When a couple of gardeners beginning digging to add another plan to the garden in the exclusive Callander Square, they discover the tiny remains of two infants. Inspector Thomas Pitt is called upon to discreetly investigate and finds himself running into roadblocks among the socially superior residents of the square. Even their servants are reluctant to given any help to the police and no one will admit knowledge of any unwanted pregnancies. His sister-in-law, Lady Emily Ashworth, finding herself a trifle bored with the standard rounds of social calls, decides that she can put her rank to work and help Charlotte's policeman out. She very cleverly elicits gossip and rumors--illicit relations between the well-born and their servants and extracurricular activities among the gentry as well. Soon she and Charlotte devise a way for Charlotte to go undercover in one of the houses on the square--providing organizational assistance to General Balantyne who is writing a family history. Between the bits and pieces discovered by Charlotte and Emily and his own investigations, Pitt soon puts together a trail that leads to blackmail and ultimately to the killer, but not before there are more deaths.

This is my second re-visitation to the world of Thomas & Charlotte Pitt.
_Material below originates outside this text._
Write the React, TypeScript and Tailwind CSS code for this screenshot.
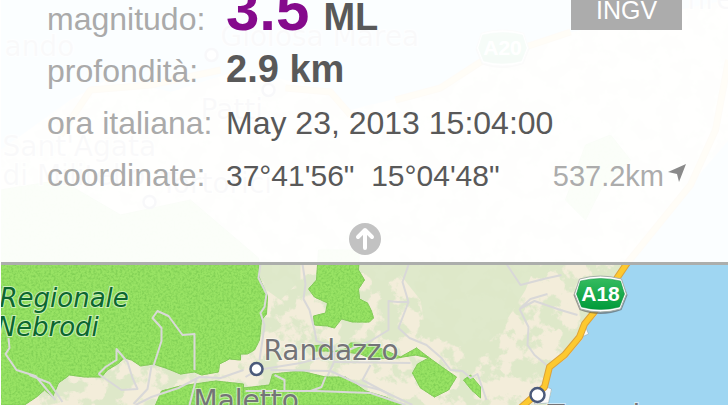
import React from 'react';

type QuakeRowProps = {
  label: string;
  children: React.ReactNode;
};

type TownProps = {
  x: number;
  y: number;
  name: string;
};

function Town({ x, y, name }: TownProps) {
  return <text x={x} y={y} fontSize="28" fill="#747477" stroke="#ffffff" strokeOpacity="0.5" strokeWidth="2" paintOrder="stroke">
      {name}
    </text>;
}

function Marker({ x, y, r = 6 }: { x: number; y: number; r?: number }) {
  return <circle cx={x} cy={y} r={r} fill="#ffffff" stroke="#4b5a7a" strokeWidth="2.5" />;
}

function Shield({ x, y, name }: TownProps) {
  return <g transform={`translate(${x} ${y})`}>
      <path d="M-21 -15 Q0 -21 21 -15 L27 0 L21 15 Q0 23 -21 15 L-27 0 Z" fill="#555555" opacity="0.6" strokeLinejoin="round" />
      <path d="M-21 -16 Q0 -22 21 -16 L26 -1 L20 14 Q0 20 -20 14 L-26 -1 Z" fill="#ffffff" stroke="#a9b0aa" strokeWidth="1" strokeLinejoin="round" />
      <path d="M-20 -14 Q0 -19 20 -14 L24 -1 L19 12 Q0 17 -19 12 L-24 -1 Z" fill="url(#shield)" stroke="#0b8a3c" strokeWidth="0.5" />
      <text x="0" y="6" textAnchor="middle" fontSize="21" fontWeight="700" fill="#ffffff" fontFamily='"Liberation Sans", Arial, sans-serif'>
        {name}
      </text>
    </g>;
}

const parks = [
  // Nebrodi
  'M0 190 L60 180 L120 215 L190 200 L258 258 L259 278 L267 296 L266 314 L261 320 L259 340 L254 350 L247 354 L240 354 L240 360 L229 359 L219 364 L218 372 L201 375 L194 372 L180 374 L165 368 L153 364 L140 366 L131 360 L124 358 L117 364 L107 370 L101 377 L84 377 L69 375 L58 383 L52 397 L44 390 L36 397 L24 405 L0 405 Z',
  // North of Randazzo
  'M318 250 L359 250 L358 270 L364 280 L358 289 L359 299 L367 303 L371 311 L373 318 L369 322 L352 322 L341 319 L334 328 L327 326 L314 325 L313 316 L325 313 L327 303 L314 297 L308 289 L316 280 Z',
  'M272 374 L300 371 L325 377 L345 377 L365 391 L385 397 L402 405 L243 405 L243 388 L269 385 Z',
  'M161 391 L180 386 L215 381 L243 384 L243 405 L155 405 Z',
  'M311 346 L322 345 L331 352 L345 349 L350 343 L370 344 L384 350 L400 357 L416 348 L425 355 L440 366 L456 377 L448 390 L434 397 L420 388 L412 373 L417 364 L428 358 L415 355 L396 358 L371 359 L360 354 L345 352 L325 351 L313 351 Z',
  'M463 380 L470 375 L480 387 L480 398 L471 390 Z'
];

const roads = [
  'M260 264 L258 278 L266 294 L264 307 L260 313 L264 325 L262 340 L259 360',
  'M302 264 L305 284 L303 299 L309 310 L314 330 L316 341 L334 347 L333 363 L327 376',
  'M409 262 L402 282 L408 302 L397 302 L388 301 L388 330 L370 341 L343 352 L300 363 L257 370 L245 377',
  'M408 302 L398 328 L409 338 L426 345 L441 358 L450 370 L462 371 L470 378 L477 374 L486 400',
  'M8 338 L9 348 L5 354 L16 370 L35 376 L55 400 M29 375 L49 383 L62 402',
  'M153 366 L161 341 L161 328 L152 318 L157 311 L168 316 L182 335 L194 334 L194 370',
  'M98 374 L105 367 L116 360 L116 349 L127 362 L132 378 L137 389 L121 390 L98 374',
  'M270 370 L330 371 L360 385 L380 390 L412 405 M245 391 L315 391 L370 393 L405 405',
  'M135 405 L151 397 L178 388 L199 377 L220 378 L243 370 M151 366 L147 389 L133 404',
  'M196 378 L189 405 M274 375 L284 380 L284 391 M325 377 L321 387 L310 391',
  'M506 264 L520 285 L543 279 L561 275 M519 309 L530 299 L547 294 M519 309 L534 301 L560 310 L577 315',
  'M519 309 L528 327 L527 345 L534 355 L546 365',
  'M370 365 L362 380 L390 395 M333 362 L410 363'
];

const motorway = 'M60 135 L90 90 L150 85 L220 70 M285 88 L330 92 L350 115 M395 100 L440 88 L480 62 L570 32 M728 60 L715 130 L690 185 L626 264 L593 313 L584 324 L579 337 L564 355 L549 367 L544 387 L520 408';

function SicilyMap() {
  return <svg className="absolute inset-0 h-full w-full" viewBox="0 0 728 405" preserveAspectRatio="xMidYMin slice" fontFamily='"DejaVu Sans", "Open Sans", sans-serif' aria-label="Mappa">
      <defs>
        <linearGradient id="shield" x1="0" y1="0" x2="0" y2="1">
          <stop offset="0" stopColor="#35bb5f" />
          <stop offset="1" stopColor="#009b3a" />
        </linearGradient>
        <filter id="grain" x="0" y="0" width="1" height="1" colorInterpolationFilters="sRGB">
          <feTurbulence type="fractalNoise" baseFrequency="0.45" numOctaves="2" seed="4" result="noise" />
          <feColorMatrix in="noise" type="matrix" values="0 0 0 0 0.5  0 0 0 0 0.81  0 0 0 0 0.33  2.4 0 0 0 -0.95" result="specks" />
          <feComposite in="specks" in2="SourceGraphic" operator="in" result="cut" />
          <feMerge>
            <feMergeNode in="SourceGraphic" />
            <feMergeNode in="cut" />
          </feMerge>
        </filter>
        <filter id="woods" x="0" y="0" width="1" height="1" colorInterpolationFilters="sRGB">
          <feTurbulence type="fractalNoise" baseFrequency="0.05" numOctaves="5" seed="7" />
          <feColorMatrix type="matrix" values="0 0 0 0 0.87  0 0 0 0 0.91  0 0 0 0 0.79  12 0 0 0 -5.6" />
        </filter>
        <clipPath id="land">
          <path d="M0 150 L70 100 L110 78 L170 92 L240 70 L330 90 L350 110 L430 90 L500 50 L580 30 L728 0 L728 140 L690 185 L628 266 L596 315 L586 326 L582 339 L566 358 L551 369 L546 385 L551 391 L547 405 L0 405 Z" />
        </clipPath>
      </defs>
      <rect width="728" height="405" fill="#9fd6f2" />
      <g clipPath="url(#land)">
        <rect width="728" height="405" fill="#f3edda" />
        <path d="M264 262 L300 262 L300 280 L280 300 L266 290 Z M365 262 L490 262 L535 264 L525 290 L500 330 L480 350 L455 345 L425 330 L420 300 L400 275 L375 290 Z" fill="#dfe9cb" />
        <rect width="728" height="405" filter="url(#woods)" />
        <g filter="url(#grain)" fill="#98e364" stroke="#86c95c" strokeWidth="1">
          {parks.map(d => <path key={d} d={d} />)}
          <path d="M585 145 L610 135 L630 160 L600 190 L585 220 L565 200 Z" />
        </g>
        <g fill="none" stroke="#d9d8d8" strokeWidth="2" strokeLinejoin="round">
          {roads.map(d => <path key={d} d={d} />)}
        </g>
      </g>
      <path d="M584 324 L588 334 L579 338 Z M541 385 L551 389 L548 403 L534 404 Z" fill="#fafafa" stroke="#8ba0ab" strokeWidth="0.5" />
      <g fill="none" strokeLinejoin="round">
        <path d={motorway} stroke="#dba23b" strokeWidth="7" />
        <path d={motorway} stroke="#fdc92f" strokeWidth="5" />
      </g>
      <Marker x={211} y={55} />
      <Marker x={268} y={90} />
      <Marker x={149} y={202} />
      <Marker x={256} y={369} />
      <Marker x={537} y={395} r={7} />
      <Town x={4} y={56} name="ando" />
      <Town x={220} y={46} name="Gioiosa Marea" />
      <Town x={200} y={119} name="Patti" />
      <Town x={2} y={156} name="Sant'Agata" />
      <Town x={2} y={185} name="di Militello" />
      <Town x={160} y={193} name="Tortorici" />
      <Town x={687} y={9} name="nre" />
      <Town x={263} y={360} name="Randazzo" />
      <Town x={193} y={410} name="Maletto" />
      <Town x={547} y={425} name="Taormina" />
      <g fontSize="26" fontStyle="italic" fill="#0c6630" stroke="#c9f0b4" strokeWidth="2" paintOrder="stroke">
        <text x="-1" y="307">Regionale</text>
        <text x="-4" y="336">Nebrodi</text>
      </g>
      <Shield x={502} y={49} name="A20" />
      <Shield x={600} y={295} name="A18" />
    </svg>;
}

function QuakeRow({ label, children }: QuakeRowProps) {
  return <div className="flex items-baseline">
      <dt className="w-[179px] shrink-0 text-[32px] leading-[52px] text-[#aaaaaa]">{label}</dt>
      <dd className="flex flex-1 items-baseline text-[#595959]">{children}</dd>
    </div>;
}

function QuakePanel() {
  return <section className="relative border-b-[3px] border-[#acaeac] bg-white/96 pb-[7px]">
      <dl className="-mt-[7px] pr-[42px] pl-[46px]">
        <QuakeRow label="magnitudo:">
          <strong className="text-[60px] leading-8 font-bold text-[#850a8c]">3.5</strong>
          <strong className="ml-3.5 text-[38px] leading-8 font-bold">ML</strong>
          <span className="mr-1 ml-auto h-9 w-[111px] self-start bg-[#acacac] text-center text-[25px] leading-8 text-white">INGV</span>
        </QuakeRow>
        <QuakeRow label="profondità:">
          <strong className="text-[38px] leading-8 font-bold">2.9 km</strong>
        </QuakeRow>
        <QuakeRow label="ora italiana:">
          <span className="text-[32px] leading-8">May 23, 2013 15:04:00</span>
        </QuakeRow>
        <QuakeRow label="coordinate:">
          <span className="text-[30px] leading-8 whitespace-pre">{'37°41\'56"  15°04\'48"'}</span>
          <span className="ml-auto flex text-[29px] leading-8 text-[#acacac]">
            537.2km
            <svg className="mt-1 ml-1 h-[18px] w-[18px]" viewBox="0 0 18 18" fill="#8a8a8a" aria-hidden="true">
              <path d="M18 0 L11 18 L9 10 L0 8 Z" />
            </svg>
          </span>
        </QuakeRow>
      </dl>
      <button type="button" aria-label="Chiudi" className="mx-auto mt-[22px] block h-8 w-8 rounded-full bg-[#c2c2c2]">
        <svg className="h-8 w-8" viewBox="0 0 32 32" fill="none" stroke="#ffffff" strokeWidth="4" strokeLinecap="round" strokeLinejoin="round" aria-hidden="true">
          <path d="M16 25 V8 M9 14 L16 7 L23 14" />
        </svg>
      </button>
    </section>;
}

export default function App() {
  return <main className="relative min-h-screen overflow-hidden border-l border-white font-['Liberation_Sans',Arial,sans-serif]">
      <SicilyMap />
      <QuakePanel />
    </main>;
}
I may not have been baffled by the first one (having remembered all the details--even twenty years later), but I have to give Perry credit for keeping the criminal hidden this time. Apparently this one didn't imprint itself upon my memory quite as solidly--and, truthfully, I didn't find the story quite as compelling as that in The Cater Street Hangman. Not that it isn't a good one--it is still very entertaining, but it didn't quite meet the promise of the first. 

We do see a bit more of Pitt in action and I think his appearances are balanced nicely with the efforts of Charlotte and Emily. I don't feel like we get quite the insight into the other characters what we did in book one--perhaps because there are more of them. We learn quite a bit about the Balantynes--probably because both Charlotte and Emily spend a great deal of their time in that household. But we learn much less about the others. Only Reggie Southerton receives as much attention.

Overall, an entertaining mystery and I was glad to revisit it after all these years. ★★ and 1/2.

First line: The autumn air hung mild and faintly misty and the grass in Callander Square was dappled yellow with fallen leaves in the late afternoon sun.

They frighten me very much, not just murder, but all the other dark things it stirs in even those who are barely involved in the first crime. It seems so often one crime begets another. People do strange things to cover guilt. We can become so cruel and selfish when we are afraid. Murder and investigation reveal to us so many things about each other which we would rather not have known. (Charlotte Pitt; p. 80)

Last line: More than anything else, he desperately wanted to go home.